The Courts have continued to grapple with the application of the rule in Hastings-Bass. The law relating to mistake and the rule in Hastings-Bass, where trustees exercise their powers in a misapprehension as to the effect of the exercise of those powers, have developed along different lines. Re Futter  EWHC 449 was another case in which the Court was asked to apply the rule to protect the beneficiaries where the trustees had exercised their powers incorrectly because the resulting tax consequences were not as they had anticipated.
The unusual feature of this case was that the trustees had taken specific legal advice on the tax consequences but this proved to be incorrect. Despite that, the court found that the advancements made were void because the trustees had not exercised their power appropriately.
This case and the earlier decision of Pitt v Holt  EWHC 45 went to appeal in November and we await the Court of Appeal’s decision with interest.
Valuation issues around land continue to be problematic but the useful cases of Chadwick v HMRC  UKUT 82 (LC) and Hatton v HMRC  UKUT 195 indicated how this might be correctly approached and Re Rosalind Price deceased v HMRC  UKFTT 474 explores again the awkward aspects of valuing related property and the application of s.161 IHTA 1984.
The appeal in HMRC v Brander  UK UT 200 received much commentary on the way in which the tribunal viewed the application of APR to a mixed activity landed estate in Scotland, granting APR even though a significant amount of income came from the letting of property.
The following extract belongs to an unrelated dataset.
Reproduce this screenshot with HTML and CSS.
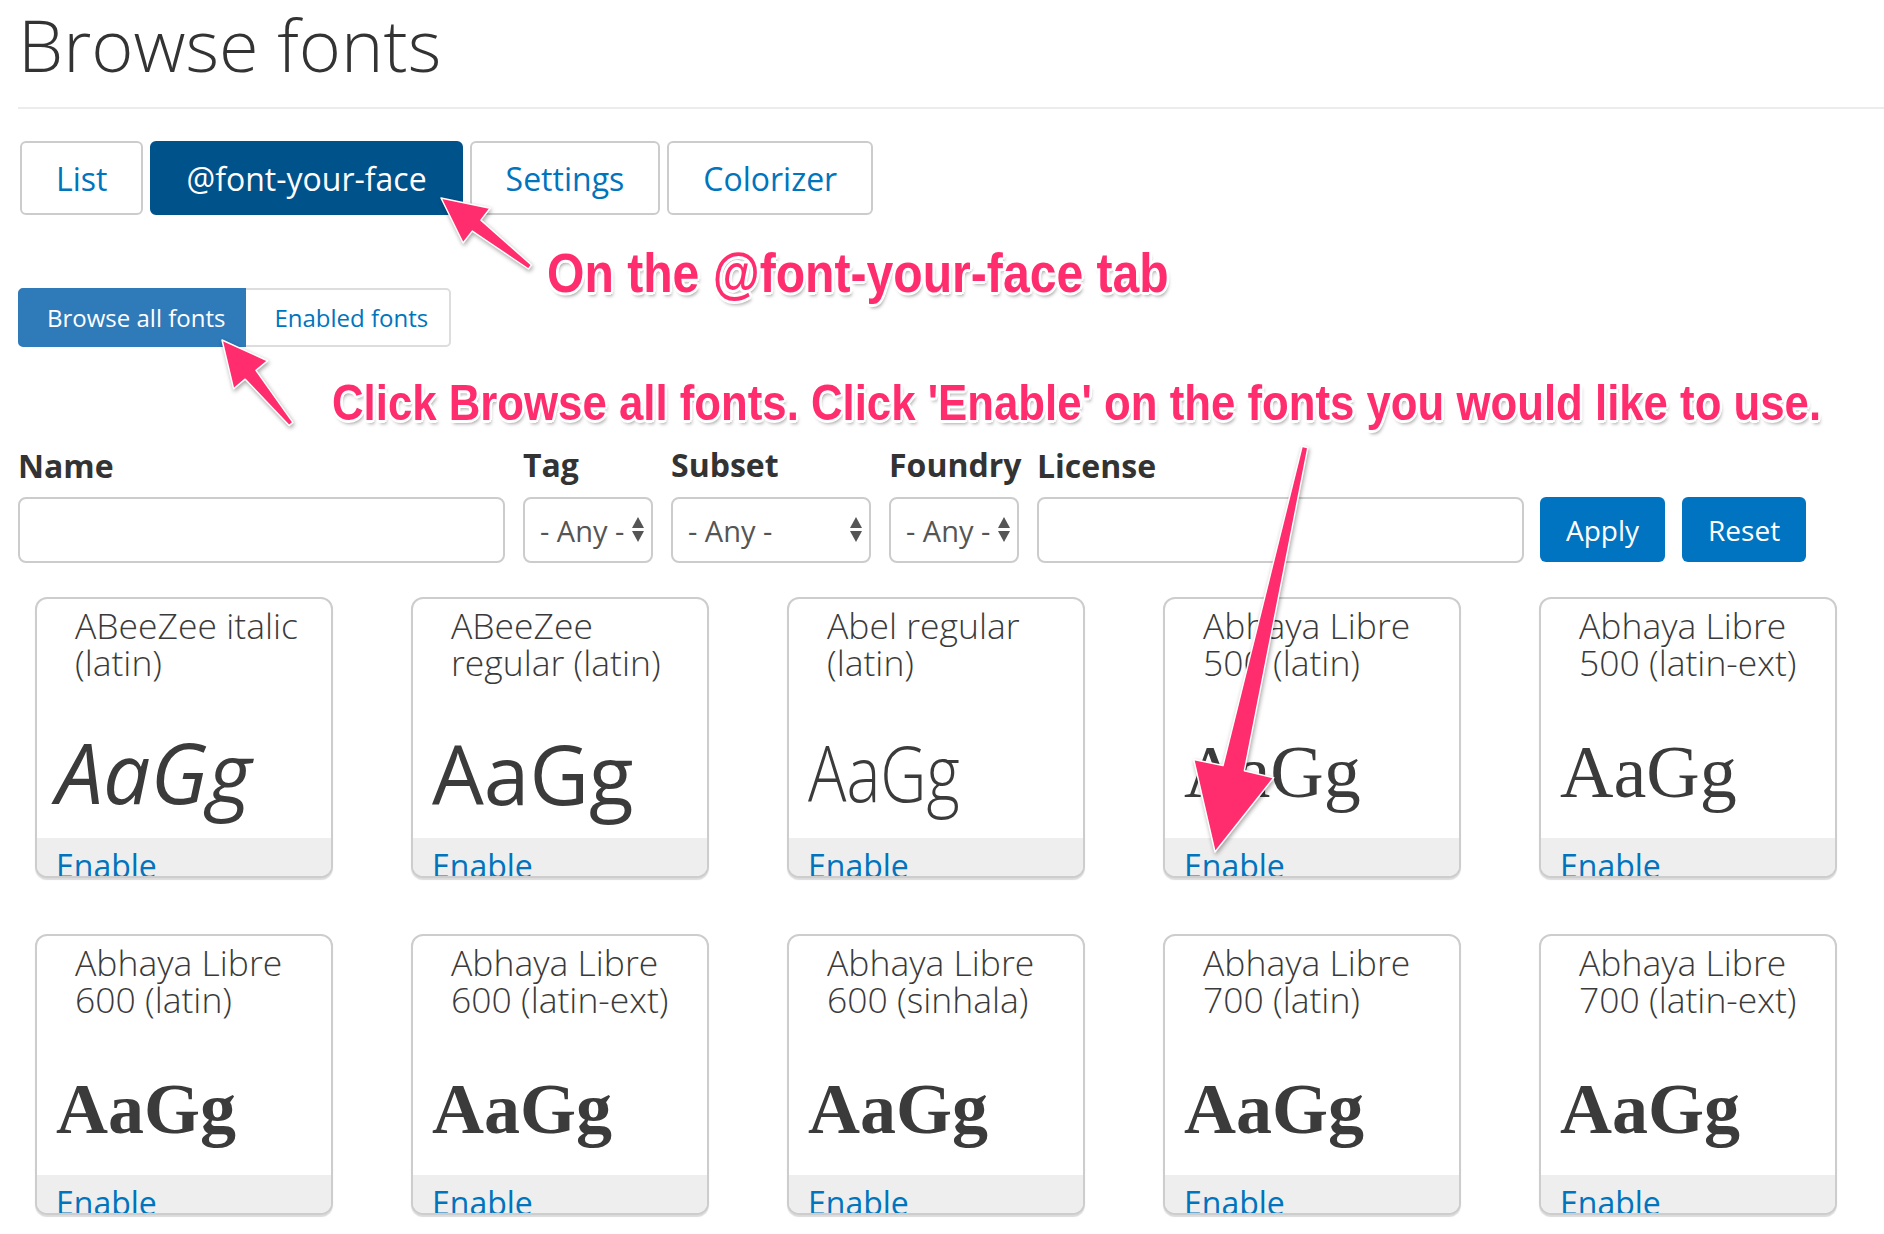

All in all a memorable year which saw the passing of Peter Twiddy – a name which will be familiar to many as the person who reigned over the Capital Taxes Office for many years until his retirement in 2005. We shall perhaps look back fondly on his time at the helm, particularly if the stories are true, namely that he prevented the changes to the taxation of trusts from coming on the statute book in 1997 when Gordon Brown became Chancellor – he was made to wait until the first Budget after Mr Twiddy’s retirement before he eventually succeeded in substantially changing the IHT treatment of trusts.